After the event passed, their requirements shifted again, and we resumed delivering improvements. This experience reinforced a key lesson: Business Value is not static. It changes as priorities and circumstances evolve.
As architects, we must understand that requirements will always change. To maximize value and meet expectations, we need to actively listen to the business and ensure we remain aligned with their needs. Strong communication and collaboration between IT and business are essential to achieving this alignment and ensuring success.
Final Thoughts
As Software Architects, our primary responsibility is to align technical decisions with the evolving needs of the business. This means being adaptable, asking the right questions, and ensuring that every decision we make delivers the maximum possible value. Whether it’s uncovering hidden requirements, balancing trade-offs, or responding to changing priorities, our role is to bridge the gap between IT and business, fostering collaboration and trust.

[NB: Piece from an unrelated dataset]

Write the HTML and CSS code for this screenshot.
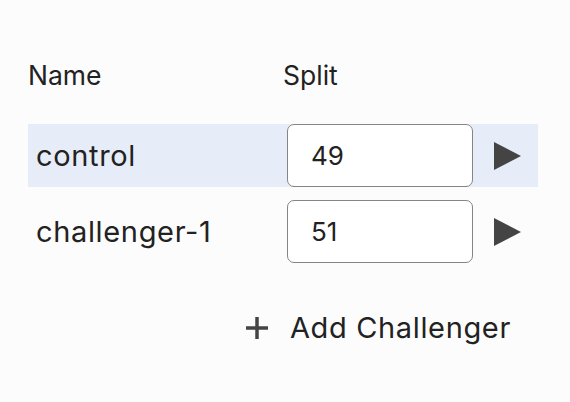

Business Value is not static—it’s a moving target influenced by circumstances, priorities, and risks. By maintaining open communication, leveraging tools like Value Stream Mapping and Quality Attribute Workshops, and understanding non-functional requirements, we can ensure that our architecture decisions are always grounded in what truly matters: delivering value to stakeholders.
Ultimately, being an Agile Software Architect isn’t about following a rigid blueprint—it’s about staying aligned with the business, embracing change, and helping the entire team succeed. Remember: the best architectures are not just technically sound—they’re designed to support and adapt to the ever-changing goals of the business.